So, I am undervolting the 8700K. The board is a budget MSI Gaming Plus Z370, and it has a few voltage modes. I used Offset alone for a while at -0.090V, and all worked fine, but I thought I'd give Adaptive+Offset and the same negative offset to try it out.

To my surprise, it resulted in somewhat reduced power draw (125W vs 115W under LinpackX and prime95 SmallFFTs) at what looked to be the same voltage. It was also unstable in LinpackX, meanwhile -0.090V on Offset was stable. Another peculiar observation is that Adaptive+Offset is definitely affecting the VID too, not just the Vcore, while Offset is not. And another peculiarity: in HWinfo64, there are these new-ish Offset entries: IA Offset (these must be the cores), CLR (CBo/LLC/Ring) Offset and others. These 2 show the -0.080V Offset, both. Others don't, for example Uncore/SA Offset is still 0.000. Well, these offsets are shown ONLY in Adaptive+Offset. In the previous Offset mode I was using, they stay at 0.000, personally I thought they were broken or not fully implemented.

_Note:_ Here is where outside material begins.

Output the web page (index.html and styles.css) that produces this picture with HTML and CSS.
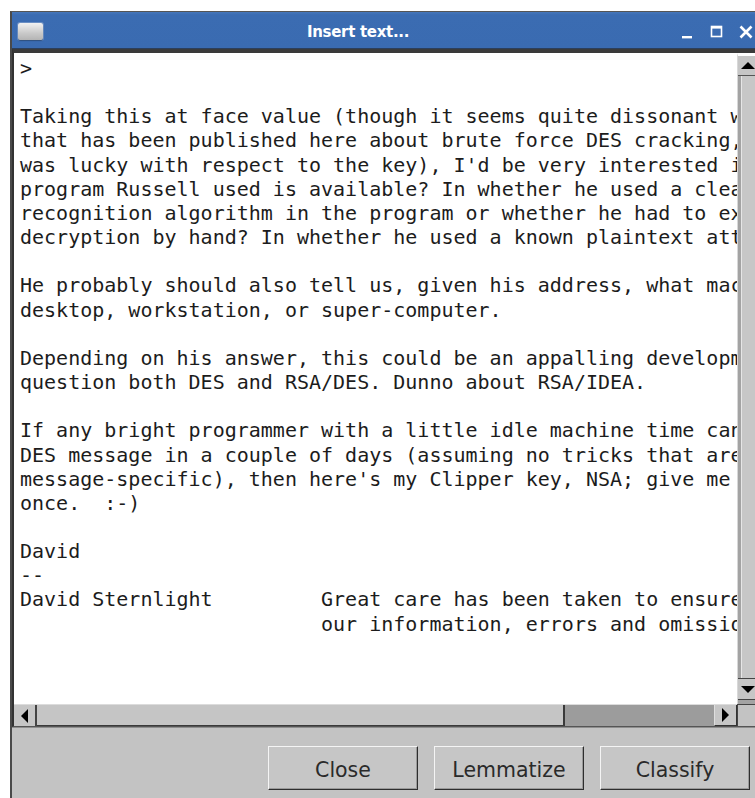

If you're tempted to ask "Why undervolt for a K SKU", well, I only had money for a 1070ti. To be fair, it's actually enough for what I play and at 1080p. The 8700K at 4.3 or 5GHz almost doesn't make any difference, if I still played games like WoW or something depending on a single core and with the GPU working at 50%, sure, but for now the 1070ti is the bottleneck in anything I play. I did kept the CPU OCed at 4.7-5GHz for a few months and it's OK, but also just useless lost electricity for what I do. As for why undervolt, boredom+temps are better and you can drop power draw in prime95 with about 25W or so vs stock.

Any ideas about these peculiarities? Thanks.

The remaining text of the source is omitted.